After contributing poems to various journals, in 1972 he published his first collection, Yakhal'Inkomo. It won the Ingrid Jonker Poetry Prize in 1973.

He was a Fulbright Scholar and received a fine arts degree from Columbia University in 1979. He was not able to return to South Africa and he began a life in exile, Serote remained in voluntary exile, going to Botswana in 1977 where he rejoined the ANC underground and its military wing, uMkhonto we Sizwe (MK). living in Gaborone, Botswana, where he was involved in the Medu Art Ensemble, and in London, where he relocated in 1986 and worked for the ANC's Department of Arts and Culture.

He returned to South Africa in 1990, after the ANC was unbanned. In 1993, he won the Noma Award for Publishing in Africa. In 2004, he received the Pablo Neruda award from the Chilean government.

Serote held a variety of positions in the ANC, returning to South Africa in 1990, when he was appointed Head of the Department of Arts and Culture of the ANC in Johannesburg. He has also served as chair of the parliamentary select committee for arts and culture. Serote was awarded honorary doctorates from the universities of KwaZulu-Natal and Transkei.

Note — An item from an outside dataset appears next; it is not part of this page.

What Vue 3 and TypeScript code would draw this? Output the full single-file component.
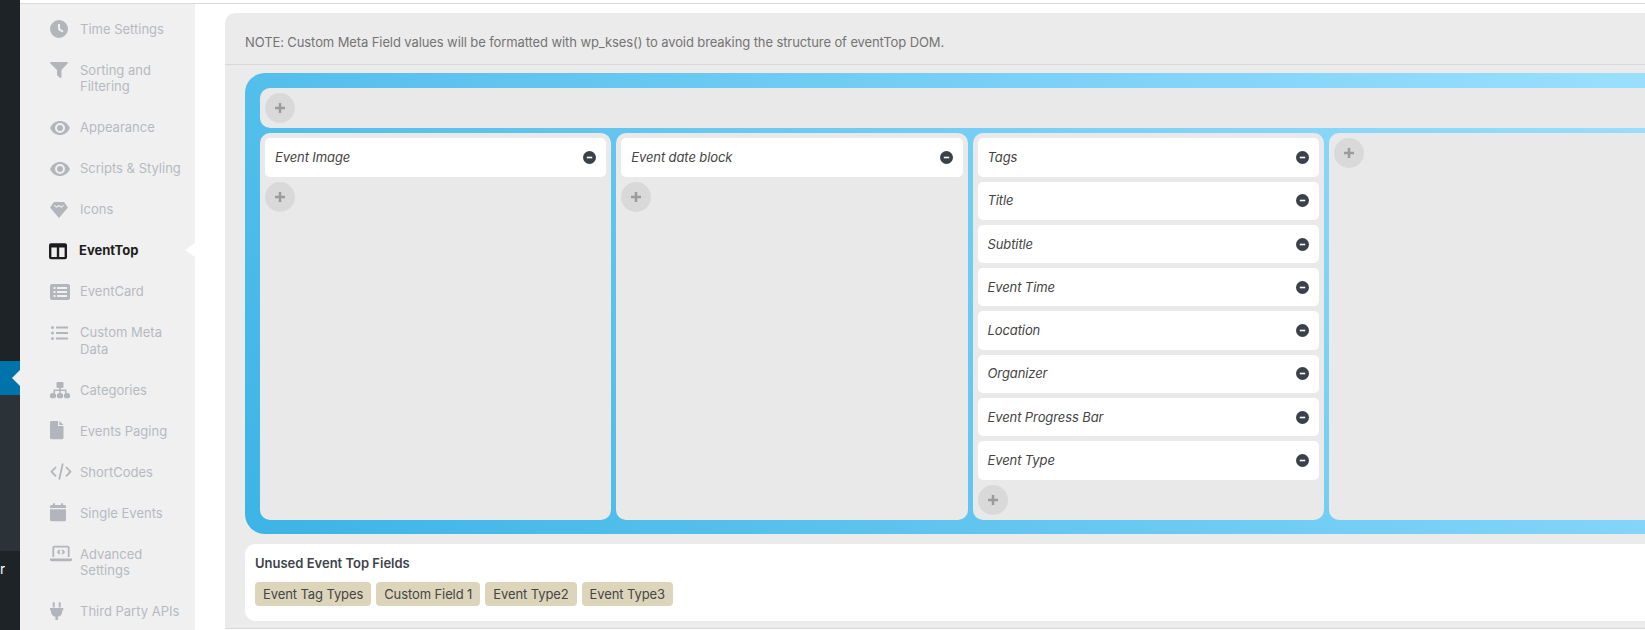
<script setup lang="ts">
interface NavItem {
  label: string
  d?: string
  s?: string
  active?: boolean
}

const eye =
  'M0 10C2 5.500 6 3 10 3s8 2.500 10 7c-2 4.500-6 7-10 7S2 14.500 0 10zM10 5a5 5 0 1 0 0 10a5 5 0 0 0 0-10zM10 7a3 3 0 1 1 0 6a3 3 0 0 1 0-6z'

const nav: NavItem[] = [
  { label: 'Time Settings', d: 'M9 1a9 9 0 1 0 0 18a9 9 0 0 0 0-18zM8 5h2v4.600l3.600 2.400-1.100 1.600L8 10.800z' },
  { label: 'Sorting and Filtering', d: 'M.8 2h16.400c.7 0 1 .8.6 1.300L11.500 10v7c0 .8-.9 1.200-1.500.7l-3-2.500V10L.2 3.300C-.2 2.800.1 2 .8 2z' },
  { label: 'Appearance', d: eye },
  { label: 'Scripts & Styling', d: eye },
  { label: 'Icons', d: 'M4 2h10l4 5.500-9 10.500L0 7.500zM5 5l1.500 1.500L9 5l2.500 1.500L13 5l1 .6-2.300 2.200L9 6.600 6.300 7.800 4 5.600z' },
  {
    label: 'EventTop',
    active: true,
    d: 'M1 2.300h14a2 2 0 0 1 2 2v12a2 2 0 0 1-2 2H1a2 2 0 0 1-2-2v-12a2 2 0 0 1 2-2zM1.400 6.500v9.400h5.400V6.500zM9.200 6.500v9.400h5.400V6.500z',
  },
  {
    label: 'EventCard',
    d: 'M2 2h16a2 2 0 0 1 2 2v12a2 2 0 0 1-2 2H2a2 2 0 0 1-2-2V4a2 2 0 0 1 2-2zM3.500 5v2h2V5zM7 5v2h10V5zM3.500 9v2h2V9zM7 9v2h10V9zM3.500 13v2h2v-2zM7 13v2h10v-2z',
  },
  {
    label: 'Custom Meta Data',
    d: 'M2.500 3a1.500 1.500 0 1 1 0 3a1.500 1.500 0 0 1 0-3zM6 3.400h12v2.200H6zM2.500 8.500a1.500 1.500 0 1 1 0 3a1.500 1.500 0 0 1 0-3zM6 8.900h12v2.200H6zM2.500 14a1.500 1.500 0 1 1 0 3a1.500 1.500 0 0 1 0-3zM6 14.400h12v2.200H6z',
  },
  {
    label: 'Categories',
    d: 'M7.500 2h5a1 1 0 0 1 1 1v4a1 1 0 0 1-1 1h-1.700v1.600h5.700v3.400H15v-2h-4.200v2H9.200v-2H5v2H3.500V9.600h5.700V8H7.500a1 1 0 0 1-1-1V3a1 1 0 0 1 1-1zM2.500 13h1a2.650 2.650 0 0 1 0 5.300h-1a2.650 2.650 0 0 1 0-5.300zM9.500 13h1a2.650 2.650 0 0 1 0 5.300h-1a2.650 2.650 0 0 1 0-5.300zM16.500 13h1a2.650 2.650 0 0 1 0 5.300h-1a2.650 2.650 0 0 1 0-5.300z',
  },
  {
    label: 'Events Paging',
    d: 'M1.500 0H8v5h5.500v11.800c0 .8-.7 1.500-1.500 1.500H1.500C.7 18.300 0 17.600 0 16.800V1.500C0 .7.7 0 1.500 0zM9.300 0l4.200 4H9.300z',
  },
  { label: 'ShortCodes', s: 'M6 5L1.500 9.700 6 14.400M16 5l4.500 4.700L16 14.400M12.800 1.500L9.200 17.500' },
  {
    label: 'Single Events',
    d: 'M0 6.300h16v10.500c0 .8-.7 1.500-1.500 1.500h-13C.7 18.300 0 17.600 0 16.800zM1.500 2H3V.3h2V2h6V.3h2V2h1.500C15.300 2 16 2.700 16 3.500V5H0V3.500C0 2.700.7 2 1.500 2z',
  },
  {
    label: 'Advanced Settings',
    d: 'M0 14.500h22v1.300c0 .8-.7 1.400-1.500 1.400h-19C.7 17.200 0 16.600 0 15.800z',
    s: 'M3.300 13V3.700c0-.6.400-1 1-1h13.400c.6 0 1 .4 1 1V13M9.800 6L8 8l1.800 2M12.200 6L14 8l-1.800 2',
  },
  {
    label: 'Third Party APIs',
    d: 'M2.700.3h2v5.200h-2zM8.700.3h2v5.200h-2zM0 6h13.300v2.300h-1v1.500c0 2.600-1.900 4.700-4.400 5V18H5.400v-3.200C2.900 14.500 1 12.400 1 9.800V8.300H0z',
  },
]

const columns: string[][] = [
  ['Event Image'],
  ['Event date block'],
  ['Tags', 'Title', 'Subtitle', 'Event Time', 'Location', 'Organizer', 'Event Progress Bar', 'Event Type'],
  [],
]

const unused = ['Event Tag Types', 'Custom Field 1', 'Event Type2', 'Event Type3']
</script>

<template>
  <div class="page">
    <aside class="wpbar">
      <div class="wp-top"></div>
      <div class="wp-current"><span class="wp-caret"></span></div>
      <div class="wp-sub"></div>
      <div class="wp-rest"><span class="wp-label">r</span></div>
    </aside>

    <div class="workspace">
      <div class="topline"></div>
      <div class="content">
        <nav class="settings-nav">
          <a v-for="item in nav" :key="item.label" class="nav-item" :class="{ active: item.active }">
            <svg class="nav-icon" viewBox="0 0 22 20" width="22" height="20" aria-hidden="true">
              <path v-if="item.d" :d="item.d" fill="currentColor" fill-rule="evenodd" />
              <path
                v-if="item.s"
                :d="item.s"
                fill="none"
                stroke="currentColor"
                stroke-width="1.800"
              />
            </svg>
            <span class="nav-label">{{ item.label }}</span>
          </a>
        </nav>

        <main class="panel">
          <header class="panel-note">
            NOTE: Custom Meta Field values will be formatted with wp_kses() to avoid breaking the structure of eventTop DOM.
          </header>
          <div class="panel-body">
            <section class="designer">
              <div class="top-row">
                <button class="add" type="button" aria-label="Add">
                  <svg viewBox="0 0 12 12" width="10" height="10"><path d="M4.500 0h3v4.500H12v3H7.500V12h-3V7.500H0v-3h4.500z" fill="currentColor" /></svg>
                </button>
              </div>
              <div class="columns">
                <div v-for="(col, i) in columns" :key="i" class="column">
                  <div v-for="field in col" :key="field" class="field">
                    <span>{{ field }}</span>
                    <svg class="remove" viewBox="0 0 13 13" width="13" height="13" aria-hidden="true">
                      <circle cx="6.500" cy="6.500" r="6.500" fill="#3a4149" />
                      <rect x="3.800" y="5.700" width="5.400" height="1.600" fill="#fff" />
                    </svg>
                  </div>
                  <button class="add" type="button" aria-label="Add">
                    <svg viewBox="0 0 12 12" width="10" height="10"><path d="M4.500 0h3v4.500H12v3H7.500V12h-3V7.500H0v-3h4.500z" fill="currentColor" /></svg>
                  </button>
                </div>
              </div>
            </section>

            <section class="unused">
              <h4 class="unused-title">Unused Event Top Fields</h4>
              <div class="tags">
                <span v-for="tag in unused" :key="tag" class="tag">{{ tag }}</span>
              </div>
            </section>
          </div>
        </main>
      </div>
    </div>
  </div>
</template>

<style>
html,
body {
  margin: 0;
  background: #fff;
  overflow: hidden;
}
</style>

<style scoped>
.page {
  display: flex;
  width: 1645px;
  height: 630px;
  overflow: hidden;
  font-family: Inter, "Liberation Sans", sans-serif;
  font-size: 13px;
  line-height: 17px;
}

.wpbar {
  flex: 0 0 20px;
  width: 20px;
  min-width: 0;
  overflow: hidden;
  display: flex;
  flex-direction: column;
  background: #1d2327;
}
.wp-top {
  height: 361px;
}
.wp-current {
  position: relative;
  height: 34px;
  background: #0073aa;
}
.wp-caret {
  position: absolute;
  right: 0;
  top: 9px;
  border: 8px solid transparent;
  border-left-width: 0;
  border-right-color: #f0f0f1;
}
.wp-sub {
  height: 156px;
  background: #2c3338;
}
.wp-rest {
  flex: 1;
  overflow: hidden;
  width: 5px;
}
.wp-label {
  display: block;
  margin-top: 9px;
  color: #fff;
  font-size: 14px;
  text-align: right;
}

.workspace {
  flex: 1;
  min-width: 0;
  display: flex;
  flex-direction: column;
}
.topline {
  height: 3px;
  flex: none;
  border-bottom: 1px solid #dcdcde;
}
.content {
  flex: 1;
  display: flex;
  min-height: 0;
}

.settings-nav {
  flex: 0 0 175px;
  box-sizing: border-box;
  padding-top: 4.500px;
  background: #f0f0f1;
  overflow: hidden;
}
.nav-item {
  position: relative;
  display: flex;
  align-items: flex-start;
  padding: 12.250px 0 12.250px 30px;
  line-height: 16.500px;
  color: #b6bac0;
}
.nav-icon {
  flex: 0 0 22px;
  margin: -1.750px 8px -1.750px 0;
  overflow: visible;
  color: #b2b6bc;
}
.nav-label {
  width: 106px;
}
.nav-item.active {
  color: #1d1d20;
  font-weight: 700;
}
.nav-item.active .nav-icon {
  color: #1d1d20;
}
.nav-item.active .nav-label {
  margin-left: -1px;
}
.nav-item.active::after {
  content: "";
  position: absolute;
  right: 0;
  top: 13px;
  border: 7.500px solid transparent;
  border-left-width: 0;
  border-right: 10px solid #fff;
}

.panel {
  flex: none;
  width: 1490px;
  height: 616px;
  box-sizing: border-box;
  margin: 9px 0 0 30px;
  background: #ebebeb;
  border-radius: 10px 0 0 0;
  border-bottom: 1px solid #d8d8d8;
  letter-spacing: -0.1px;
}
.panel-note {
  height: 52px;
  box-sizing: border-box;
  padding: 21px 20px 0;
  color: #747474;
  border-bottom: 1px solid #d8d8d8;
}
.panel-body {
  padding: 8px 20px 0;
}

.designer {
  box-sizing: border-box;
  padding: 15px;
  height: 461px;
  border-radius: 20px;
  background: linear-gradient(45deg, #3cb4e5, #9de0ff);
}
.top-row {
  height: 40px;
  box-sizing: border-box;
  padding: 5px;
  background: #e9e9e9;
  border-radius: 10px;
}
.columns {
  display: grid;
  grid-template-columns: repeat(4, 351.250px);
  gap: 5px;
  margin-top: 5px;
  height: 386px;
}
.column {
  display: flex;
  flex-direction: column;
  align-items: flex-start;
  gap: 5px;
  padding: 5.300px 5px 5px;
  background: #e9e9e9;
  border-radius: 10px;
}
.field {
  align-self: stretch;
  display: flex;
  align-items: center;
  justify-content: space-between;
  height: 38.300px;
  padding: 0 10px;
  background: #fff;
  border-radius: 5px;
  color: #444;
  font-style: italic;
}
.add {
  display: flex;
  align-items: center;
  justify-content: center;
  width: 30px;
  height: 30px;
  padding: 0;
  border: 0;
  border-radius: 50%;
  background: #d9d9d9;
  color: #9b9b9b;
}

.unused {
  height: 77px;
  box-sizing: border-box;
  margin-top: 10px;
  padding: 10.500px 10px 0;
  background: #fff;
  border-radius: 10px;
}
.unused-title {
  margin: 0 0 10.500px;
  font-size: 13px;
  line-height: 17px;
  font-weight: 600;
  color: #3f444a;
  letter-spacing: 0;
}
.tags {
  display: flex;
  gap: 5px;
}
.tag {
  height: 24px;
  line-height: 24px;
  padding: 0 8px;
  border-radius: 4px;
  background: #ddd5bb;
  color: #454545;
}
</style>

Until recently he was a Member of Parliament and Chairman of the Portfolio Committee for Arts, Culture, Language, Science and Technology.

He has served as chair of the parliamentary select committee for arts and culture, and was also the CEO of Freedom Park, a national heritage site in Pretoria opened in 2007. He has founded a few NGOs, iIKSSA Trust where he is the Chairperson, IARI which he is also the CEO. He sits on a few advisory boards in the country dealing with Arts, Culture, Indigenous Knowledge and African Renaissance issues.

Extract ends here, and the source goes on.